Last week, Hashtag United failed to progress out of any of their Gfinity Elite Series groups, becoming the only org not to feature in the playoffs for any of the three disciplines.
Jamie Hore explores why this happened in this opinion piece.
Hashtag, who are run by Youtube star Spencer “Spencer FC” Owen, finished bottom of their group in Street Fighter V and fourth in Rocket League.
They also surprised many by finishing fourth in their speciality, FIFA 18, with one of the strongest FIFA rosters in the competition.
Despite this being the org’s first foray into Street Fighter V and Rocket League, there was huge expectation for the FIFA division to produce big results.

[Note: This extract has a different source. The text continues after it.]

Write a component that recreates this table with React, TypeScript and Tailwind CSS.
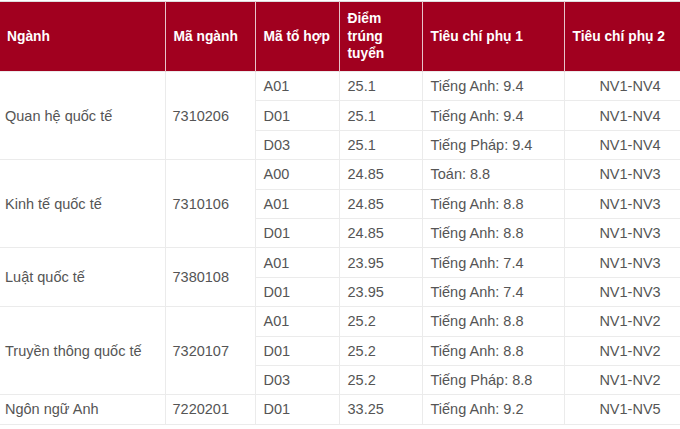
import React from 'react';

type Sub = { khoi: string; diem: string; tc1: string; tc2: string };
type Nganh = { ten: string; ma: string; subs: Sub[] };

const DATA: Nganh[] = [
  {
    ten: 'Quan hệ quốc tế',
    ma: '7310206',
    subs: [
      { khoi: 'A01', diem: '25.1', tc1: 'Tiếng Anh: 9.4', tc2: 'NV1-NV4' },
      { khoi: 'D01', diem: '25.1', tc1: 'Tiếng Anh: 9.4', tc2: 'NV1-NV4' },
      { khoi: 'D03', diem: '25.1', tc1: 'Tiếng Pháp: 9.4', tc2: 'NV1-NV4' },
    ],
  },
  {
    ten: 'Kinh tế quốc tế',
    ma: '7310106',
    subs: [
      { khoi: 'A00', diem: '24.85', tc1: 'Toán: 8.8', tc2: 'NV1-NV3' },
      { khoi: 'A01', diem: '24.85', tc1: 'Tiếng Anh: 8.8', tc2: 'NV1-NV3' },
      { khoi: 'D01', diem: '24.85', tc1: 'Tiếng Anh: 8.8', tc2: 'NV1-NV3' },
    ],
  },
  {
    ten: 'Luật quốc tế',
    ma: '7380108',
    subs: [
      { khoi: 'A01', diem: '23.95', tc1: 'Tiếng Anh: 7.4', tc2: 'NV1-NV3' },
      { khoi: 'D01', diem: '23.95', tc1: 'Tiếng Anh: 7.4', tc2: 'NV1-NV3' },
    ],
  },
  {
    ten: 'Truyền thông quốc tế',
    ma: '7320107',
    subs: [
      { khoi: 'A01', diem: '25.2', tc1: 'Tiếng Anh: 8.8', tc2: 'NV1-NV2' },
      { khoi: 'D01', diem: '25.2', tc1: 'Tiếng Anh: 8.8', tc2: 'NV1-NV2' },
      { khoi: 'D03', diem: '25.2', tc1: 'Tiếng Pháp: 8.8', tc2: 'NV1-NV2' },
    ],
  },
  {
    ten: 'Ngôn ngữ Anh',
    ma: '7220201',
    subs: [{ khoi: 'D01', diem: '33.25', tc1: 'Tiếng Anh: 9.2', tc2: 'NV1-NV5' }],
  },
];

const th = 'border-x border-[#e7c3c9] text-left align-middle font-bold px-2 whitespace-nowrap';
const td = 'border border-[#ebebeb] align-middle px-2 py-0';

export default function App() {
  return (
    <div className="w-[680px] h-[429px] overflow-hidden bg-white font-['Liberation_Sans',Arial,sans-serif]">
      <table className="w-[696px] table-fixed border-collapse border-t border-[#dddddd] mt-[1px]">
        <colgroup>
          <col className="w-[165px]" />
          <col className="w-[90px]" />
          <col className="w-[84px]" />
          <col className="w-[83px]" />
          <col className="w-[142px]" />
          <col className="w-[132px]" />
        </colgroup>
        <thead>
          <tr className="h-[70px] bg-[#a1001f] text-white text-[13.8px] leading-[17.5px]">
            <th className={`${th} pl-[7px] border-l-0`}>Ngành</th>
            <th className={th}>Mã ngành</th>
            <th className={`${th} pr-0`}>Mã tổ hợp</th>
            <th className={th}>
              Điểm
              <br />
              trúng
              <br />
              tuyển
            </th>
            <th className={th}>Tiêu chí phụ 1</th>
            <th className={th}>Tiêu chí phụ 2</th>
          </tr>
        </thead>
        <tbody className="text-[14.5px] text-[#555555] leading-[18px]">
          {DATA.map((n) =>
            n.subs.map((s, i) => (
              <tr key={n.ma + s.khoi} className="h-[29.4px]">
                {i === 0 && (
                  <>
                    <td rowSpan={n.subs.length} className={`${td} pl-[5px] border-l-0`}>
                      {n.ten}
                    </td>
                    <td rowSpan={n.subs.length} className={`${td} pl-[7px]`}>
                      {n.ma}
                    </td>
                  </>
                )}
                <td className={td}>{s.khoi}</td>
                <td className={td}>{s.diem}</td>
                <td className={td}>{s.tc1}</td>
                <td className={`${td} text-center`}>{s.tc2}</td>
              </tr>
            ))
          )}
        </tbody>
      </table>
    </div>
  );
}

Gfinity’s FIFA casting duo Richard Buckley and Brandon Smith both put Hashtag United down as having the strongest roster, with Smith even predicting that they would make the final in his season preview.
He previously said in this article: “Hashtag United or Unilad are the favourites just looking at the strength of their rosters.”
So what went wrong for one of the fan favourites in the Elite Series, particularly in their FIFA 18 campaign?
A surprisingly strong opposition
With a swathe of new teams entering the Elite Series this year, unpredictability was always on the cards. Many had Hashtag down to make the final with Unilad, who formed an incredibly experienced and skillful team including the current FIFA Interactive World Cup winner, Gorilla.
However, many of the lesser-known players for the newcomers have put up fierce opposition, with Hashtag losing both fixtures in their ties with Nordavind and Team Envy, who topped their group.
Adapting to the competition format
One of the challenges of the Elite Series is that the games are not played over two legs like many FIFA tournaments. Those with big tournament backgrounds, such as former FIWC winner Hashtag Agge, may have found this difficult to adapt to in offline tournaments.
There is also concern that with such a massive focus given towards FUT Champions by many FIFA pros, both as a form of eWorld Cup qualification and as a way of providing content for their fans, LAN tournament experience could be lacking.
Hashtag Boras admitted in a Hashtag United vlog that, despite being drafted in for Week 4, he was yet to play a single offline game of FIFA 18. To be fair to Boras, it didn’t seem to bother him much as he romped to a 5-0 victory.
Is being a unique org a distraction?
It’s no secret that Hashtag are unlike any other esports org. They are heavily orientated around more than just securing wins at tournaments – and take pride in having a sports side to their brand.
It’s evident that Hashtag are keen to not only have one foot in sports and the other in esports, but to also try to integrate and blur the lines between the two, with both Harry and Agge recently featuring in the org’s Sunday league sides for a YouTube video.
It’s a nice idea, and entertaining to watch as a viewer, but it could be argued that it is a distraction to the esports players who should be focusing on getting results. Although content creation and football made Hashtag United, could it be a downfall when it comes to being a winning esports org?
Whatever the reason for failing to hit the mark, expect a Hashtag vlog in the near future to perhaps shed some more light on their Elite Series shortcomings.